STATED TASK
Report each line of the data that has "React" somewhere in it.

DATA LINES
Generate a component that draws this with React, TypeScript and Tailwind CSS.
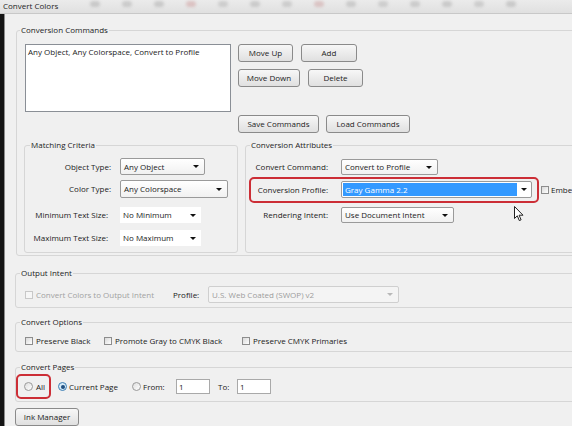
import React from 'react';

const font = { fontFamily: '"Open Sans", "Noto Sans", sans-serif' };

const Btn = ({ w, children }: { w: string; children: React.ReactNode }) => (
    <div className={`${w} h-[18px] shrink-0 flex items-center justify-center rounded-[3px] border border-[#8a8a8a] bg-linear-to-b from-[#f7f7f7] to-[#e0e0e0] text-[#1c1c1c]`}>
        {children}
    </div>
);

const Arrow = ({ light }: { light?: boolean }) => (
    <span className={`w-0 h-0 border-x-[3px] border-x-transparent border-t-[3px] ${light ? 'border-t-[#b8b8b8]' : 'border-t-[#111]'}`} />
);

interface SelectProps {
    w: string;
    h?: string;
    value: string;
    flat?: boolean;
    disabled?: boolean;
}

const Select = ({ w, h = 'h-[17px]', value, flat, disabled }: SelectProps) => (
    <div
        className={`${w} ${h} shrink-0 flex items-center justify-between pl-[3px] pr-[5px] ${
            flat
                ? 'bg-white'
                : disabled
                ? 'rounded-[2px] border border-[#cfcfcf] bg-[#f4f4f4] text-[#9c9c9c]'
                : 'rounded-[2px] border border-[#9a9a9a] bg-linear-to-b from-[#ffffff] to-[#f1f1f1]'
        }`}
    >
        <span className="whitespace-nowrap">{value}</span>
        <Arrow light={disabled} />
    </div>
);

const Check = ({ disabled }: { disabled?: boolean }) => (
    <span
        className={`block w-[8px] h-[8px] shrink-0 border ${
            disabled ? 'border-[#c8c8c8] bg-[#f6f6f6]' : 'border-[#8d8d8d] bg-linear-to-br from-[#d9d9d9] to-[#ffffff]'
        }`}
    />
);

const Radio = ({ on }: { on?: boolean }) => (
    <span
        className={`w-[9px] h-[9px] shrink-0 rounded-full border flex items-center justify-center ${
            on ? 'border-[#3d7fb3] bg-[#d6ebf8]' : 'border-[#9a9a9a] bg-linear-to-br from-[#dedede] to-[#ffffff]'
        }`}
    >
        {on && <span className="w-[4px] h-[4px] rounded-full bg-[#1f4f80]" />}
    </span>
);

const Legend = ({ ml, children }: { ml: string; children: React.ReactNode }) => (
    <legend className={`${ml} px-[1px] leading-[12px] text-[#1c1c1c]`}>{children}</legend>
);

export default function App() {
    return (
        <div
            className="relative w-[572px] h-[426px] overflow-hidden bg-[#f0f0f0] text-[8px] leading-[12px] text-[#1a1a1a] flex flex-col"
            style={font}
        >
            {/* Title bar */}
            <div className="h-[14px] shrink-0 flex items-start bg-linear-to-b from-[#ebebeb] to-[#e0e0e0] border-b border-[#c8c8c8]">
                <span className="pl-[3px] text-[8px] leading-[11px] text-[#1e1e1e] w-[90px] shrink-0">Convert Colors</span>
                <div className="flex gap-[22px] pt-[1px] blur-[1.5px] opacity-40">
                    {['#9a9a9a', '#a0a0a0', '#9c9c9c', '#c98a8a', '#a5a5a5', '#9e9e9e', '#a3a3a3', '#c78e8e', '#9f9f9f', '#a6a6a6', '#a0a0a0', '#9d9d9d', '#a4a4a4', '#9b9b9b'].map((c, i) => (
                        <span key={i} className="w-[10px] h-[6px] rounded-full" style={{ backgroundColor: c }} />
                    ))}
                </div>
            </div>

            <div className="flex flex-1 min-h-0">
                {/* dark screen edge */}
                <div className="w-[4px] shrink-0 bg-[#141414]" />

                {/* Dialog panel */}
                <div className="flex-1 min-w-0 flex flex-col border-l border-[#8c8c8c] overflow-hidden">
                    {/* Conversion Commands */}
                    <fieldset className="ml-[11px] mt-[10px] w-[570px] shrink-0 rounded-[3px] border border-[#d6d6d6] pb-[2px]">
                        <Legend ml="ml-[3px]">Conversion Commands</Legend>
                        <div className="mt-[8px] pl-[8px] flex">
                            <div className="w-[206px] h-[68px] shrink-0 border border-[#8a8f96] bg-white pl-[2px] pt-[1px] whitespace-nowrap">
                                Any Object, Any Colorspace, Convert to Profile
                            </div>
                            <div className="ml-[7px] flex flex-col">
                                <div className="flex gap-[8px]">
                                    <Btn w="w-[55px]">Move Up</Btn>
                                    <Btn w="w-[56px]">Add</Btn>
                                </div>
                                <div className="mt-[7px] flex gap-[8px]">
                                    <Btn w="w-[62px]">Move Down</Btn>
                                    <Btn w="w-[55px]">Delete</Btn>
                                </div>
                                <div className="mt-[28px] flex gap-[7px]">
                                    <Btn w="w-[81px]">Save Commands</Btn>
                                    <Btn w="w-[84px]">Load Commands</Btn>
                                </div>
                            </div>
                        </div>

                        <div className="mt-[6px] pl-[7px] flex">
                            {/* Matching Criteria */}
                            <fieldset className="w-[214px] h-[114px] shrink-0 rounded-[3px] border border-[#d6d6d6]">
                                <Legend ml="ml-[5px]">Matching Criteria</Legend>
                                <div className="mt-[7px] flex items-center">
                                    <span className="w-[86px] text-right">Object Type:</span>
                                    <div className="ml-[9px]"><Select w="w-[85px]" value="Any Object" /></div>
                                </div>
                                <div className="mt-[5px] flex items-center">
                                    <span className="w-[86px] text-right">Color Type:</span>
                                    <div className="ml-[9px]"><Select w="w-[108px]" h="h-[18px]" value="Any Colorspace" /></div>
                                </div>
                                <div className="mt-[9px] flex items-center">
                                    <span className="w-[86px] pr-[3px] text-right whitespace-nowrap">Minimum Text Size:</span>
                                    <div className="ml-[9px]"><Select w="w-[81px]" h="h-[16px]" value="No Minimum" flat /></div>
                                </div>
                                <div className="mt-[7px] flex items-center">
                                    <span className="w-[86px] pr-[3px] text-right whitespace-nowrap">Maximum Text Size:</span>
                                    <div className="ml-[9px]"><Select w="w-[81px]" h="h-[16px]" value="No Maximum" flat /></div>
                                </div>
                            </fieldset>

                            {/* Conversion Attributes */}
                            <fieldset className="ml-[7px] flex-1 h-[114px] rounded-[3px] border border-[#d6d6d6]">
                                <Legend ml="ml-[4px]">Conversion Attributes</Legend>
                                <div className="mt-[8px] ml-[3px] flex items-center border-x-2 border-transparent">
                                    <span className="w-[77px] text-right">Convert Command:</span>
                                    <div className="ml-[13px]"><Select w="w-[97px]" h="h-[16px]" value="Convert to Profile" /></div>
                                </div>
                                <div className="mt-[2px] flex items-center">
                                    <div className="ml-[3px] w-[290px] h-[26px] shrink-0 flex items-center rounded-[5px] border-2 border-[#cc2e36] pb-[1px]">
                                        <span className="w-[77px] text-right">Conversion Profile:</span>
                                        <div className="ml-[13px] w-[191px] h-[17px] flex items-stretch rounded-[2px] border border-[#9a9a9a] bg-white p-[1px]">
                                            <span className="flex-1 bg-[#3399ff] text-white pl-[2px] leading-[13px]">Gray Gamma 2.2</span>
                                            <span className="w-[13px] flex items-center justify-center"><Arrow /></span>
                                        </div>
                                    </div>
                                    <div className="ml-[2px] flex items-center">
                                        <Check />
                                        <span className="ml-[2px] whitespace-nowrap">Embed</span>
                                    </div>
                                </div>
                                <div className="mt-[4px] ml-[3px] flex items-center border-x-2 border-transparent">
                                    <span className="w-[77px] text-right">Rendering Intent:</span>
                                    <div className="ml-[13px]"><Select w="w-[113px]" h="h-[16px]" value="Use Document Intent" /></div>
                                </div>
                            </fieldset>
                        </div>
                    </fieldset>

                    {/* Output Intent */}
                    <fieldset className="ml-[10px] mt-[11px] w-[570px] shrink-0 rounded-[3px] border border-[#d6d6d6] pb-[4px]">
                        <Legend ml="ml-[4px]">Output Intent</Legend>
                        <div className="mt-[7px] flex items-center">
                            <div className="w-[157px] shrink-0 flex items-center pl-[9px]">
                                <Check disabled />
                                <span className="ml-[3px] text-[#a2a2a2] whitespace-nowrap">Convert Colors to Output Intent</span>
                            </div>
                            <span className="w-[35px] shrink-0">Profile:</span>
                            <Select w="w-[191px]" value="U.S. Web Coated (SWOP) v2" disabled />
                        </div>
                    </fieldset>

                    {/* Convert Options */}
                    <fieldset className="ml-[10px] mt-[8px] w-[570px] shrink-0 rounded-[3px] border border-[#d6d6d6] pb-[4px]">
                        <Legend ml="ml-[4px]">Convert Options</Legend>
                        <div className="mt-[7px] flex items-center pl-[9px]">
                            <div className="w-[79px] shrink-0 flex items-center">
                                <Check />
                                <span className="ml-[3px] whitespace-nowrap">Preserve Black</span>
                            </div>
                            <div className="w-[138px] shrink-0 flex items-center">
                                <Check />
                                <span className="ml-[3px] whitespace-nowrap">Promote Gray to CMYK Black</span>
                            </div>
                            <div className="flex items-center">
                                <Check />
                                <span className="ml-[3px] whitespace-nowrap">Preserve CMYK Primaries</span>
                            </div>
                        </div>
                    </fieldset>

                    {/* Convert Pages */}
                    <fieldset className="ml-[10px] mt-[9px] w-[570px] shrink-0 rounded-[3px] border border-[#d6d6d6] pb-[2px]">
                        <Legend ml="ml-[4px]">Convert Pages</Legend>
                        <div className="mt-[1px] flex items-center">
                            <div className="w-[35px] h-[25px] shrink-0 flex items-center rounded-[5px] border-2 border-[#cc2e36] pl-[6px]">
                                <Radio />
                                <span className="ml-[3px]">All</span>
                            </div>
                            <div className="ml-[7px] w-[74px] shrink-0 flex items-center">
                                <Radio on />
                                <span className="ml-[2px] whitespace-nowrap">Current Page</span>
                            </div>
                            <div className="w-[44px] shrink-0 flex items-center">
                                <Radio />
                                <span className="ml-[2px]">From:</span>
                            </div>
                            <div className="w-[34px] h-[15px] shrink-0 border border-[#a9a9a9] bg-white pl-[2px] leading-[13px]">1</div>
                            <span className="ml-[8px] w-[19px] shrink-0">To:</span>
                            <div className="w-[34px] h-[15px] shrink-0 border border-[#a9a9a9] bg-white pl-[2px] leading-[13px]">1</div>
                        </div>
                    </fieldset>

                    <div className="ml-[10px] mt-[6px]">
                        <Btn w="w-[64px]">Ink Manager</Btn>
                    </div>
                </div>
            </div>

            {/* mouse pointer over the dialog */}
            <svg className="absolute left-[514px] top-[206px]" width="10" height="16" viewBox="0 0 10 16">
                <path d="M0.5 0.5 L0.5 12.5 L3.3 9.8 L5.3 14.6 L7.1 13.8 L5.1 9.2 L9 9.2 Z" fill="#ffffff" stroke="#222" strokeWidth="1" strokeLinejoin="round" />
            </svg>
        </div>
    );
}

WORKED SOLUTION
Generate a component that draws this with React, TypeScript and Tailwind CSS.
import React from 'react';
const Btn = ({ w, children }: { w: string; children: React.ReactNode }) => (
const Legend = ({ ml, children }: { ml: string; children: React.ReactNode }) => (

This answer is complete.